> TASK GOAL
Single out the lines that include the word "styles". Copy them.

> DATA BLOCK
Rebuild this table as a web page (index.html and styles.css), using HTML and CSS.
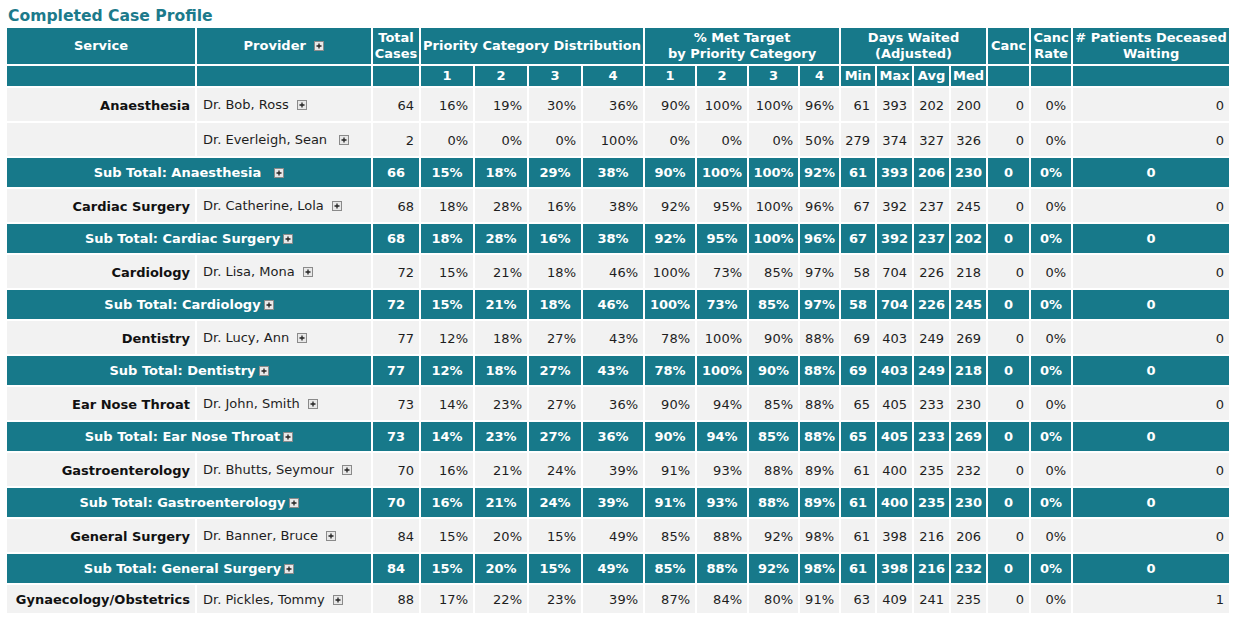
FILE: index.html
```html
<!DOCTYPE html>
<html>
<head>
<meta charset="utf-8">
<title>Completed Case Profile</title>
<link rel="stylesheet" href="styles.css">
</head>
<body>
<h1 class="title">Completed Case Profile</h1>
<table class="profile">
  <colgroup>
    <col class="c-service"><col class="c-provider"><col class="c-total">
    <col class="c-p"><col class="c-p"><col class="c-p"><col class="c-p4">
    <col class="c-m"><col class="c-m"><col class="c-m3"><col class="c-m4">
    <col class="c-min"><col class="c-d"><col class="c-d"><col class="c-d">
    <col class="c-canc"><col class="c-rate"><col class="c-dec">
  </colgroup>
  <thead>
    <tr class="h1">
      <th>Service</th>
      <th>Provider <svg class="plus" viewBox="0 0 10 10" width="10" height="10"><rect x="0.5" y="0.5" width="9" height="9" fill="#e8e8e8" stroke="#8a8a8a"/><path d="M2.5 5h5M5 2.5v5" stroke="#222" stroke-width="1.3"/></svg></th>
      <th>Total<br>Cases</th>
      <th colspan="4">Priority Category Distribution</th>
      <th colspan="4">% Met Target<br>by Priority Category</th>
      <th colspan="4">Days Waited<br>(Adjusted)</th>
      <th>Canc</th>
      <th>Canc<br>Rate</th>
      <th># Patients Deceased<br>Waiting</th>
    </tr>
    <tr class="h2">
      <th></th><th></th><th></th>
      <th>1</th><th>2</th><th>3</th><th>4</th>
      <th>1</th><th>2</th><th>3</th><th>4</th>
      <th>Min</th><th>Max</th><th>Avg</th><th>Med</th>
      <th></th><th></th><th></th>
    </tr>
  </thead>
  <tbody>
    <tr class="row">
      <td class="svc">Anaesthesia</td>
      <td class="prov">Dr. Bob, Ross <svg class="plus" viewBox="0 0 10 10" width="10" height="10"><rect x="0.5" y="0.5" width="9" height="9" fill="#e8e8e8" stroke="#8a8a8a"/><path d="M2.5 5h5M5 2.5v5" stroke="#222" stroke-width="1.3"/></svg></td>
      <td>64</td><td>16%</td><td>19%</td><td>30%</td><td>36%</td>
      <td>90%</td><td>100%</td><td>100%</td><td>96%</td>
      <td>61</td><td>393</td><td>202</td><td>200</td>
      <td>0</td><td>0%</td><td>0</td>
    </tr>
    <tr class="row">
      <td class="svc"></td>
      <td class="prov">Dr. Everleigh, Sean &nbsp;<svg class="plus" viewBox="0 0 10 10" width="10" height="10"><rect x="0.5" y="0.5" width="9" height="9" fill="#e8e8e8" stroke="#8a8a8a"/><path d="M2.5 5h5M5 2.5v5" stroke="#222" stroke-width="1.3"/></svg></td>
      <td>2</td><td>0%</td><td>0%</td><td>0%</td><td>100%</td>
      <td>0%</td><td>0%</td><td>0%</td><td>50%</td>
      <td>279</td><td>374</td><td>327</td><td>326</td>
      <td>0</td><td>0%</td><td>0</td>
    </tr>
    <tr class="sub">
      <td colspan="2">Sub Total: Anaesthesia &nbsp;<svg class="plus" viewBox="0 0 10 10" width="10" height="10"><rect x="0.5" y="0.5" width="9" height="9" fill="#e8e8e8" stroke="#8a8a8a"/><path d="M2.5 5h5M5 2.5v5" stroke="#222" stroke-width="1.3"/></svg></td>
      <td>66</td><td>15%</td><td>18%</td><td>29%</td><td>38%</td>
      <td>90%</td><td>100%</td><td>100%</td><td>92%</td>
      <td>61</td><td>393</td><td>206</td><td>230</td>
      <td>0</td><td>0%</td><td>0</td>
    </tr>
    <tr class="row">
      <td class="svc">Cardiac Surgery</td>
      <td class="prov">Dr. Catherine, Lola <svg class="plus" viewBox="0 0 10 10" width="10" height="10"><rect x="0.5" y="0.5" width="9" height="9" fill="#e8e8e8" stroke="#8a8a8a"/><path d="M2.5 5h5M5 2.5v5" stroke="#222" stroke-width="1.3"/></svg></td>
      <td>68</td><td>18%</td><td>28%</td><td>16%</td><td>38%</td>
      <td>92%</td><td>95%</td><td>100%</td><td>96%</td>
      <td>67</td><td>392</td><td>237</td><td>245</td>
      <td>0</td><td>0%</td><td>0</td>
    </tr>
    <tr class="sub">
      <td colspan="2">Sub Total: Cardiac Surgery<svg class="plus tight" viewBox="0 0 10 10" width="10" height="10"><rect x="0.5" y="0.5" width="9" height="9" fill="#e8e8e8" stroke="#8a8a8a"/><path d="M2.5 5h5M5 2.5v5" stroke="#222" stroke-width="1.3"/></svg></td>
      <td>68</td><td>18%</td><td>28%</td><td>16%</td><td>38%</td>
      <td>92%</td><td>95%</td><td>100%</td><td>96%</td>
      <td>67</td><td>392</td><td>237</td><td>202</td>
      <td>0</td><td>0%</td><td>0</td>
    </tr>
    <tr class="row">
      <td class="svc">Cardiology</td>
      <td class="prov">Dr. Lisa, Mona <svg class="plus" viewBox="0 0 10 10" width="10" height="10"><rect x="0.5" y="0.5" width="9" height="9" fill="#e8e8e8" stroke="#8a8a8a"/><path d="M2.5 5h5M5 2.5v5" stroke="#222" stroke-width="1.3"/></svg></td>
      <td>72</td><td>15%</td><td>21%</td><td>18%</td><td>46%</td>
      <td>100%</td><td>73%</td><td>85%</td><td>97%</td>
      <td>58</td><td>704</td><td>226</td><td>218</td>
      <td>0</td><td>0%</td><td>0</td>
    </tr>
    <tr class="sub">
      <td colspan="2">Sub Total: Cardiology<svg class="plus tight" viewBox="0 0 10 10" width="10" height="10"><rect x="0.5" y="0.5" width="9" height="9" fill="#e8e8e8" stroke="#8a8a8a"/><path d="M2.5 5h5M5 2.5v5" stroke="#222" stroke-width="1.3"/></svg></td>
      <td>72</td><td>15%</td><td>21%</td><td>18%</td><td>46%</td>
      <td>100%</td><td>73%</td><td>85%</td><td>97%</td>
      <td>58</td><td>704</td><td>226</td><td>245</td>
      <td>0</td><td>0%</td><td>0</td>
    </tr>
    <tr class="row">
      <td class="svc">Dentistry</td>
      <td class="prov">Dr. Lucy, Ann <svg class="plus" viewBox="0 0 10 10" width="10" height="10"><rect x="0.5" y="0.5" width="9" height="9" fill="#e8e8e8" stroke="#8a8a8a"/><path d="M2.5 5h5M5 2.5v5" stroke="#222" stroke-width="1.3"/></svg></td>
      <td>77</td><td>12%</td><td>18%</td><td>27%</td><td>43%</td>
      <td>78%</td><td>100%</td><td>90%</td><td>88%</td>
      <td>69</td><td>403</td><td>249</td><td>269</td>
      <td>0</td><td>0%</td><td>0</td>
    </tr>
    <tr class="sub">
      <td colspan="2">Sub Total: Dentistry<svg class="plus tight" viewBox="0 0 10 10" width="10" height="10"><rect x="0.5" y="0.5" width="9" height="9" fill="#e8e8e8" stroke="#8a8a8a"/><path d="M2.5 5h5M5 2.5v5" stroke="#222" stroke-width="1.3"/></svg></td>
      <td>77</td><td>12%</td><td>18%</td><td>27%</td><td>43%</td>
      <td>78%</td><td>100%</td><td>90%</td><td>88%</td>
      <td>69</td><td>403</td><td>249</td><td>218</td>
      <td>0</td><td>0%</td><td>0</td>
    </tr>
    <tr class="row">
      <td class="svc">Ear Nose Throat</td>
      <td class="prov">Dr. John, Smith <svg class="plus" viewBox="0 0 10 10" width="10" height="10"><rect x="0.5" y="0.5" width="9" height="9" fill="#e8e8e8" stroke="#8a8a8a"/><path d="M2.5 5h5M5 2.5v5" stroke="#222" stroke-width="1.3"/></svg></td>
      <td>73</td><td>14%</td><td>23%</td><td>27%</td><td>36%</td>
      <td>90%</td><td>94%</td><td>85%</td><td>88%</td>
      <td>65</td><td>405</td><td>233</td><td>230</td>
      <td>0</td><td>0%</td><td>0</td>
    </tr>
    <tr class="sub">
      <td colspan="2">Sub Total: Ear Nose Throat<svg class="plus tight" viewBox="0 0 10 10" width="10" height="10"><rect x="0.5" y="0.5" width="9" height="9" fill="#e8e8e8" stroke="#8a8a8a"/><path d="M2.5 5h5M5 2.5v5" stroke="#222" stroke-width="1.3"/></svg></td>
      <td>73</td><td>14%</td><td>23%</td><td>27%</td><td>36%</td>
      <td>90%</td><td>94%</td><td>85%</td><td>88%</td>
      <td>65</td><td>405</td><td>233</td><td>269</td>
      <td>0</td><td>0%</td><td>0</td>
    </tr>
    <tr class="row">
      <td class="svc">Gastroenterology</td>
      <td class="prov">Dr. Bhutts, Seymour <svg class="plus" viewBox="0 0 10 10" width="10" height="10"><rect x="0.5" y="0.5" width="9" height="9" fill="#e8e8e8" stroke="#8a8a8a"/><path d="M2.5 5h5M5 2.5v5" stroke="#222" stroke-width="1.3"/></svg></td>
      <td>70</td><td>16%</td><td>21%</td><td>24%</td><td>39%</td>
      <td>91%</td><td>93%</td><td>88%</td><td>89%</td>
      <td>61</td><td>400</td><td>235</td><td>232</td>
      <td>0</td><td>0%</td><td>0</td>
    </tr>
    <tr class="sub">
      <td colspan="2">Sub Total: Gastroenterology<svg class="plus tight" viewBox="0 0 10 10" width="10" height="10"><rect x="0.5" y="0.5" width="9" height="9" fill="#e8e8e8" stroke="#8a8a8a"/><path d="M2.5 5h5M5 2.5v5" stroke="#222" stroke-width="1.3"/></svg></td>
      <td>70</td><td>16%</td><td>21%</td><td>24%</td><td>39%</td>
      <td>91%</td><td>93%</td><td>88%</td><td>89%</td>
      <td>61</td><td>400</td><td>235</td><td>230</td>
      <td>0</td><td>0%</td><td>0</td>
    </tr>
    <tr class="row">
      <td class="svc">General Surgery</td>
      <td class="prov">Dr. Banner, Bruce <svg class="plus" viewBox="0 0 10 10" width="10" height="10"><rect x="0.5" y="0.5" width="9" height="9" fill="#e8e8e8" stroke="#8a8a8a"/><path d="M2.5 5h5M5 2.5v5" stroke="#222" stroke-width="1.3"/></svg></td>
      <td>84</td><td>15%</td><td>20%</td><td>15%</td><td>49%</td>
      <td>85%</td><td>88%</td><td>92%</td><td>98%</td>
      <td>61</td><td>398</td><td>216</td><td>206</td>
      <td>0</td><td>0%</td><td>0</td>
    </tr>
    <tr class="sub">
      <td colspan="2">Sub Total: General Surgery<svg class="plus tight" viewBox="0 0 10 10" width="10" height="10"><rect x="0.5" y="0.5" width="9" height="9" fill="#e8e8e8" stroke="#8a8a8a"/><path d="M2.5 5h5M5 2.5v5" stroke="#222" stroke-width="1.3"/></svg></td>
      <td>84</td><td>15%</td><td>20%</td><td>15%</td><td>49%</td>
      <td>85%</td><td>88%</td><td>92%</td><td>98%</td>
      <td>61</td><td>398</td><td>216</td><td>232</td>
      <td>0</td><td>0%</td><td>0</td>
    </tr>
    <tr class="row last">
      <td class="svc">Gynaecology/Obstetrics</td>
      <td class="prov">Dr. Pickles, Tommy <svg class="plus" viewBox="0 0 10 10" width="10" height="10"><rect x="0.5" y="0.5" width="9" height="9" fill="#e8e8e8" stroke="#8a8a8a"/><path d="M2.5 5h5M5 2.5v5" stroke="#222" stroke-width="1.3"/></svg></td>
      <td>88</td><td>17%</td><td>22%</td><td>23%</td><td>39%</td>
      <td>87%</td><td>84%</td><td>80%</td><td>91%</td>
      <td>63</td><td>409</td><td>241</td><td>235</td>
      <td>0</td><td>0%</td><td>1</td>
    </tr>
  </tbody>
</table>
</body>
</html>
```
FILE: styles.css
```css
html, body {
  background: #ffffff;
}
body {
  margin: 0;
  padding: 6px 0 0 5px;
  font-family: "DejaVu Sans", Verdana, sans-serif;
  font-size: 13px;
  color: #1e1e1e;
}
.title {
  margin: 0 0 0 3px;
  font-size: 15.6px;
  line-height: 20px;
  font-weight: bold;
  color: #1c7a8b;
}
.profile {
  border-collapse: separate;
  border-spacing: 2px;
  table-layout: fixed;
  width: 1226px;
}
.c-service { width: 188px; }
.c-provider { width: 174px; }
.c-total { width: 46px; }
.c-p { width: 52px; }
.c-p4 { width: 60px; }
.c-m { width: 50px; }
.c-m3 { width: 49px; }
.c-m4 { width: 39px; }
.c-min { width: 34px; }
.c-d { width: 35px; }
.c-canc { width: 41px; }
.c-rate { width: 40px; }
.c-dec { width: 156px; }

.profile th,
.profile td {
  padding: 0;
  white-space: nowrap;
  overflow: hidden;
}
.profile th {
  background: #17798a;
  color: #ffffff;
  font-weight: bold;
  text-align: center;
  line-height: 16px;
}
.h1 { height: 36px; }
.h2 { height: 20px; }

.row { height: 33px; }
.row td {
  background: #f2f2f2;
  text-align: right;
  padding-right: 5px;
  padding-top: 2px;
}
.row td.svc {
  font-weight: bold;
  color: #111111;
  padding-right: 5px;
}
.row td.prov {
  text-align: left;
  padding-left: 6px;
  padding-right: 0;
  padding-top: 0;
}
.row.last { height: 28px; }
.row.last td { padding-top: 0; }

.sub { height: 29px; }
.sub td {
  background: #17798a;
  color: #ffffff;
  font-weight: bold;
  text-align: center;
}

.plus {
  display: inline-block;
  vertical-align: -1px;
  margin-left: 4px;
}
.plus.tight {
  margin-left: 3px;
}
```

> COMPLETED EXERCISE
Rebuild this table as a web page (index.html and styles.css), using HTML and CSS.
<link rel="stylesheet" href="styles.css">
FILE: styles.css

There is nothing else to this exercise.